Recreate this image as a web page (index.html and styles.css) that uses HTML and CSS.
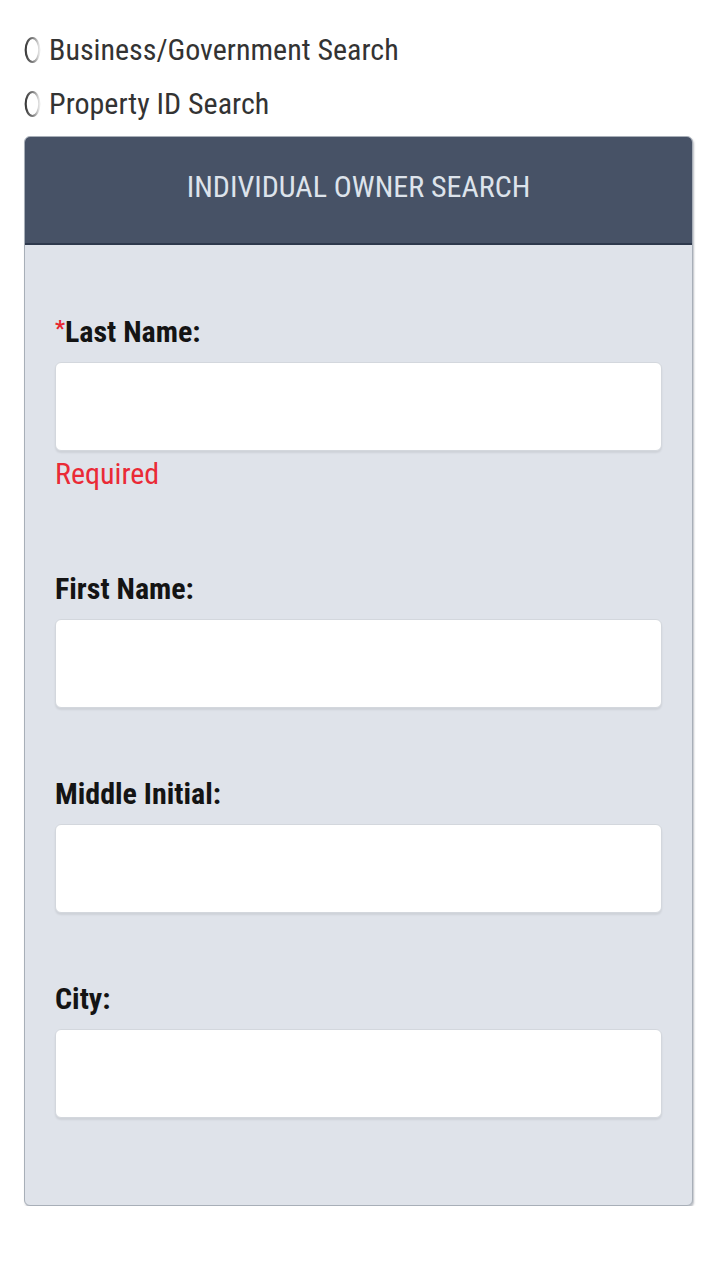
FILE: index.html
```html
<!DOCTYPE html>
<html lang="en">
<head>
<meta charset="utf-8">
<title>Individual Owner Search</title>
<link rel="stylesheet" href="styles.css">
</head>
<body>
<div class="page">
  <div class="radios">
    <label class="radio-row">
      <svg class="radio" width="17" height="28" viewBox="0 0 17 28">
        <defs>
          <linearGradient id="rg" x1="0" y1="0" x2="1" y2="0">
            <stop offset="0" stop-color="#3c3c3c"/>
            <stop offset="0.6" stop-color="#8a8a8a"/>
            <stop offset="1" stop-color="#e8e8e8"/>
          </linearGradient>
        </defs>
        <ellipse cx="8.5" cy="14" rx="6.8" ry="12" fill="none" stroke="url(#rg)" stroke-width="2.2"/>
      </svg>
      <span>Business/Government Search</span>
    </label>
    <label class="radio-row">
      <svg class="radio" width="17" height="28" viewBox="0 0 17 28">
        <ellipse cx="8.5" cy="14" rx="6.8" ry="12" fill="none" stroke="url(#rg)" stroke-width="2.2"/>
      </svg>
      <span>Property ID Search</span>
    </label>
  </div>

  <div class="card">
    <div class="card-header">INDIVIDUAL OWNER SEARCH</div>
    <div class="card-body">
      <div class="field">
        <div class="field-label"><span class="req">*</span>Last Name:</div>
        <div class="input"></div>
        <div class="error">Required</div>
      </div>
      <div class="field">
        <div class="field-label">First Name:</div>
        <div class="input"></div>
      </div>
      <div class="field">
        <div class="field-label">Middle Initial:</div>
        <div class="input"></div>
      </div>
      <div class="field">
        <div class="field-label">City:</div>
        <div class="input"></div>
      </div>
    </div>
  </div>
</div>
</body>
</html>
```

FILE: styles.css
```css
html, body {
  margin: 0;
  padding: 0;
  background: #ffffff;
}

body {
  font-family: "Roboto Condensed", "Liberation Sans Narrow", Roboto, "Liberation Sans", sans-serif;
  color: #222;
}

.page {
  padding: 23px 28px 0 24px;
}

.radios {
  display: flex;
  flex-direction: column;
}

.radio-row {
  display: flex;
  align-items: center;
  height: 54px;
  font-size: 30px;
  line-height: 54px;
  color: #333333;
}

.radio {
  margin-left: 0;
  margin-right: 8px;
  flex: none;
}

.card {
  margin-top: 5px;
  width: 667px;
  border: 1px solid #a8afb8;
  border-radius: 6px;
  overflow: hidden;
  box-shadow: 1px 2px 2px rgba(60, 70, 85, 0.35);
  background: #dfe3ea;
}

.card-header {
  height: 100px;
  line-height: 100px;
  padding-bottom: 6px;
  background: #475266;
  border-bottom: 2px solid #2e394c;
  color: #dde3eb;
  font-size: 30px;
  text-align: center;
}

.card-body {
  display: flex;
  flex-direction: column;
  gap: 68px;
  padding: 66px 30px 87px 30px;
}

.field {
  display: flex;
  flex-direction: column;
}

.field-label {
  font-size: 30px;
  font-weight: bold;
  line-height: 36px;
  color: #141414;
}

.req {
  color: #e8262f;
  font-size: 22px;
  vertical-align: 6px;
}

.input {
  margin-top: 12px;
  height: 87px;
  background: #ffffff;
  border: 1px solid #d3d7dd;
  border-radius: 6px;
  box-shadow: 0 2px 2px rgba(0, 0, 0, 0.08);
}

.error {
  margin-top: 5px;
  margin-bottom: 11px;
  font-size: 30px;
  line-height: 36px;
  color: #ea2a36;
}
```
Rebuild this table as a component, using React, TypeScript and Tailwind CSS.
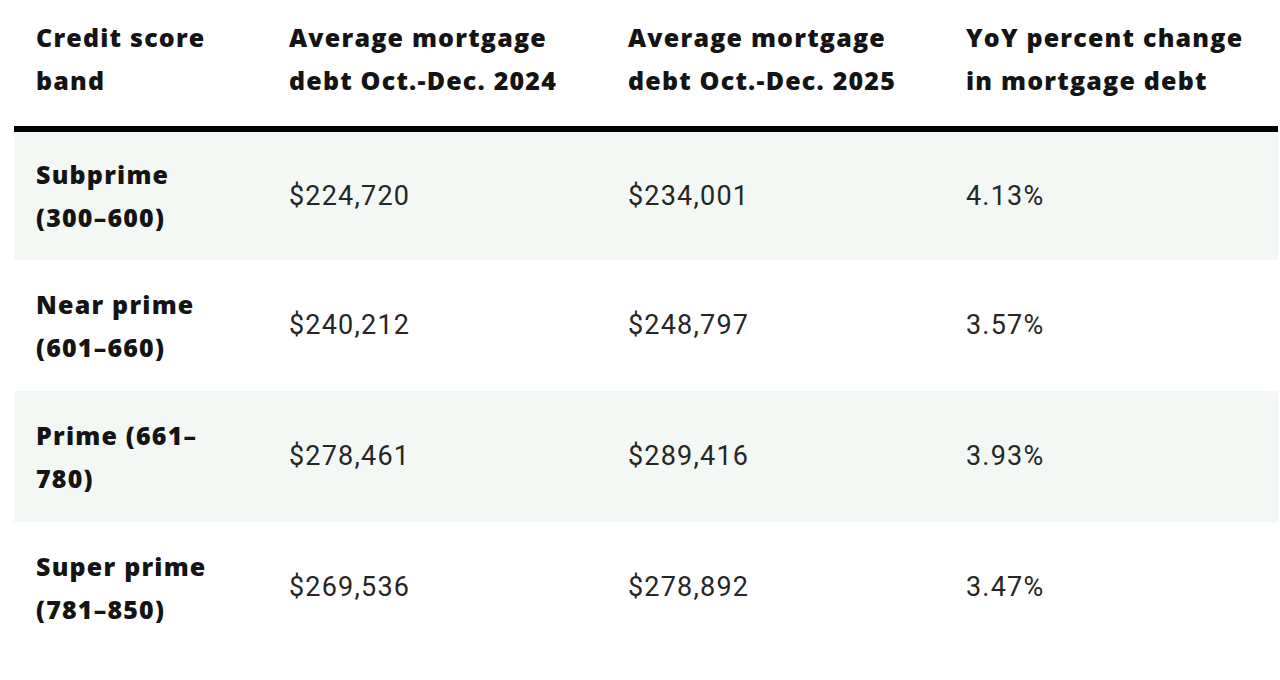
const rows = [
  { band: ["Subprime", "(300–600)"], y2024: "$224,720", y2025: "$234,001", change: "4.13%" },
  { band: ["Near prime", "(601–660)"], y2024: "$240,212", y2025: "$248,797", change: "3.57%" },
  { band: ["Prime (661–", "780)"], y2024: "$278,461", y2025: "$289,416", change: "3.93%" },
  { band: ["Super prime", "(781–850)"], y2024: "$269,536", y2025: "$278,892", change: "3.47%" },
];

const boldFont = { fontFamily: "'Open Sans', 'Liberation Sans', sans-serif" };

export default function App() {
  return (
    <div className="w-[1280px] h-[680px] bg-white pl-[14px] pt-[16px]" style={{ fontFamily: "Roboto, 'Liberation Sans', sans-serif" }}>
      <table className="w-[1264px] table-fixed border-collapse text-[#141414]">
        <colgroup>
          <col className="w-[253px]" />
          <col className="w-[339px]" />
          <col className="w-[338px]" />
          <col className="w-[334px]" />
        </colgroup>
        <thead>
          <tr className="border-b-[6px] border-black text-left align-top" style={boldFont}>
            <th className="pl-[22px] pb-[24px] text-[25px] leading-[43px] font-extrabold tracking-[1.2px]">Credit score<br />band</th>
            <th className="pl-[22px] pb-[24px] text-[25px] leading-[43px] font-extrabold tracking-[1.2px]">Average mortgage<br />debt Oct.-Dec. 2024</th>
            <th className="pl-[22px] pb-[24px] text-[25px] leading-[43px] font-extrabold tracking-[1.2px]">Average mortgage<br />debt Oct.-Dec. 2025</th>
            <th className="pl-[22px] pb-[24px] text-[25px] leading-[43px] font-extrabold tracking-[1.2px]">YoY percent change<br />in mortgage debt</th>
          </tr>
        </thead>
        <tbody>
          {rows.map((r, i) => (
            <tr key={i} className={i % 2 === 0 ? "h-[131px] bg-[#f3f8f5]" : "h-[131px] bg-white"}>
              <td className="pl-[22px] text-[25px] leading-[43px] font-extrabold tracking-[1.2px]" style={boldFont}>
                {r.band[0]}
                <br />
                {r.band[1]}
              </td>
              <td className="pl-[22px] text-[27px] tracking-[1.2px] text-[#262626]">{r.y2024}</td>
              <td className="pl-[22px] text-[27px] tracking-[1.2px] text-[#262626]">{r.y2025}</td>
              <td className="pl-[22px] text-[27px] tracking-[1.2px] text-[#262626]">{r.change}</td>
            </tr>
          ))}
        </tbody>
      </table>
    </div>
  );
}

▸ **Directions for this task**:
Leave the pictures out and reproduce each record exactly as written.

▸ **Answer in full**:
Recreate this image as a web page (index.html and styles.css) that uses HTML and CSS.
FILE: index.html
```html
<!DOCTYPE html>
<html lang="en">
<head>
<meta charset="utf-8">
<title>Individual Owner Search</title>
<link rel="stylesheet" href="styles.css">
</head>
<body>
<div class="page">
  <div class="radios">
    <label class="radio-row">
      <svg class="radio" width="17" height="28" viewBox="0 0 17 28">
        <defs>
          <linearGradient id="rg" x1="0" y1="0" x2="1" y2="0">
            <stop offset="0" stop-color="#3c3c3c"/>
            <stop offset="0.6" stop-color="#8a8a8a"/>
            <stop offset="1" stop-color="#e8e8e8"/>
          </linearGradient>
        </defs>
        <ellipse cx="8.5" cy="14" rx="6.8" ry="12" fill="none" stroke="url(#rg)" stroke-width="2.2"/>
      </svg>
      <span>Business/Government Search</span>
    </label>
    <label class="radio-row">
      <svg class="radio" width="17" height="28" viewBox="0 0 17 28">
        <ellipse cx="8.5" cy="14" rx="6.8" ry="12" fill="none" stroke="url(#rg)" stroke-width="2.2"/>
      </svg>
      <span>Property ID Search</span>
    </label>
  </div>

  <div class="card">
    <div class="card-header">INDIVIDUAL OWNER SEARCH</div>
    <div class="card-body">
      <div class="field">
        <div class="field-label"><span class="req">*</span>Last Name:</div>
        <div class="input"></div>
        <div class="error">Required</div>
      </div>
      <div class="field">
        <div class="field-label">First Name:</div>
        <div class="input"></div>
      </div>
      <div class="field">
        <div class="field-label">Middle Initial:</div>
        <div class="input"></div>
      </div>
      <div class="field">
        <div class="field-label">City:</div>
        <div class="input"></div>
      </div>
    </div>
  </div>
</div>
</body>
</html>
```

FILE: styles.css
```css
html, body {
  margin: 0;
  padding: 0;
  background: #ffffff;
}

body {
  font-family: "Roboto Condensed", "Liberation Sans Narrow", Roboto, "Liberation Sans", sans-serif;
  color: #222;
}

.page {
  padding: 23px 28px 0 24px;
}

.radios {
  display: flex;
  flex-direction: column;
}

.radio-row {
  display: flex;
  align-items: center;
  height: 54px;
  font-size: 30px;
  line-height: 54px;
  color: #333333;
}

.radio {
  margin-left: 0;
  margin-right: 8px;
  flex: none;
}

.card {
  margin-top: 5px;
  width: 667px;
  border: 1px solid #a8afb8;
  border-radius: 6px;
  overflow: hidden;
  box-shadow: 1px 2px 2px rgba(60, 70, 85, 0.35);
  background: #dfe3ea;
}

.card-header {
  height: 100px;
  line-height: 100px;
  padding-bottom: 6px;
  background: #475266;
  border-bottom: 2px solid #2e394c;
  color: #dde3eb;
  font-size: 30px;
  text-align: center;
}

.card-body {
  display: flex;
  flex-direction: column;
  gap: 68px;
  padding: 66px 30px 87px 30px;
}

.field {
  display: flex;
  flex-direction: column;
}

.field-label {
  font-size: 30px;
  font-weight: bold;
  line-height: 36px;
  color: #141414;
}

.req {
  color: #e8262f;
  font-size: 22px;
  vertical-align: 6px;
}

.input {
  margin-top: 12px;
  height: 87px;
  background: #ffffff;
  border: 1px solid #d3d7dd;
  border-radius: 6px;
  box-shadow: 0 2px 2px rgba(0, 0, 0, 0.08);
}

.error {
  margin-top: 5px;
  margin-bottom: 11px;
  font-size: 30px;
  line-height: 36px;
  color: #ea2a36;
}
```
Rebuild this table as a component, using React, TypeScript and Tailwind CSS.
const rows = [
  { band: ["Subprime", "(300–600)"], y2024: "$224,720", y2025: "$234,001", change: "4.13%" },
  { band: ["Near prime", "(601–660)"], y2024: "$240,212", y2025: "$248,797", change: "3.57%" },
  { band: ["Prime (661–", "780)"], y2024: "$278,461", y2025: "$289,416", change: "3.93%" },
  { band: ["Super prime", "(781–850)"], y2024: "$269,536", y2025: "$278,892", change: "3.47%" },
];

const boldFont = { fontFamily: "'Open Sans', 'Liberation Sans', sans-serif" };

export default function App() {
  return (
    <div className="w-[1280px] h-[680px] bg-white pl-[14px] pt-[16px]" style={{ fontFamily: "Roboto, 'Liberation Sans', sans-serif" }}>
      <table className="w-[1264px] table-fixed border-collapse text-[#141414]">
        <colgroup>
          <col className="w-[253px]" />
          <col className="w-[339px]" />
          <col className="w-[338px]" />
          <col className="w-[334px]" />
        </colgroup>
        <thead>
          <tr className="border-b-[6px] border-black text-left align-top" style={boldFont}>
            <th className="pl-[22px] pb-[24px] text-[25px] leading-[43px] font-extrabold tracking-[1.2px]">Credit score<br />band</th>
            <th className="pl-[22px] pb-[24px] text-[25px] leading-[43px] font-extrabold tracking-[1.2px]">Average mortgage<br />debt Oct.-Dec. 2024</th>
            <th className="pl-[22px] pb-[24px] text-[25px] leading-[43px] font-extrabold tracking-[1.2px]">Average mortgage<br />debt Oct.-Dec. 2025</th>
            <th className="pl-[22px] pb-[24px] text-[25px] leading-[43px] font-extrabold tracking-[1.2px]">YoY percent change<br />in mortgage debt</th>
          </tr>
        </thead>
        <tbody>
          {rows.map((r, i) => (
            <tr key={i} className={i % 2 === 0 ? "h-[131px] bg-[#f3f8f5]" : "h-[131px] bg-white"}>
              <td className="pl-[22px] text-[25px] leading-[43px] font-extrabold tracking-[1.2px]" style={boldFont}>
                {r.band[0]}
                <br />
                {r.band[1]}
              </td>
              <td className="pl-[22px] text-[27px] tracking-[1.2px] text-[#262626]">{r.y2024}</td>
              <td className="pl-[22px] text-[27px] tracking-[1.2px] text-[#262626]">{r.y2025}</td>
              <td className="pl-[22px] text-[27px] tracking-[1.2px] text-[#262626]">{r.change}</td>
            </tr>
          ))}
        </tbody>
      </table>
    </div>
  );
}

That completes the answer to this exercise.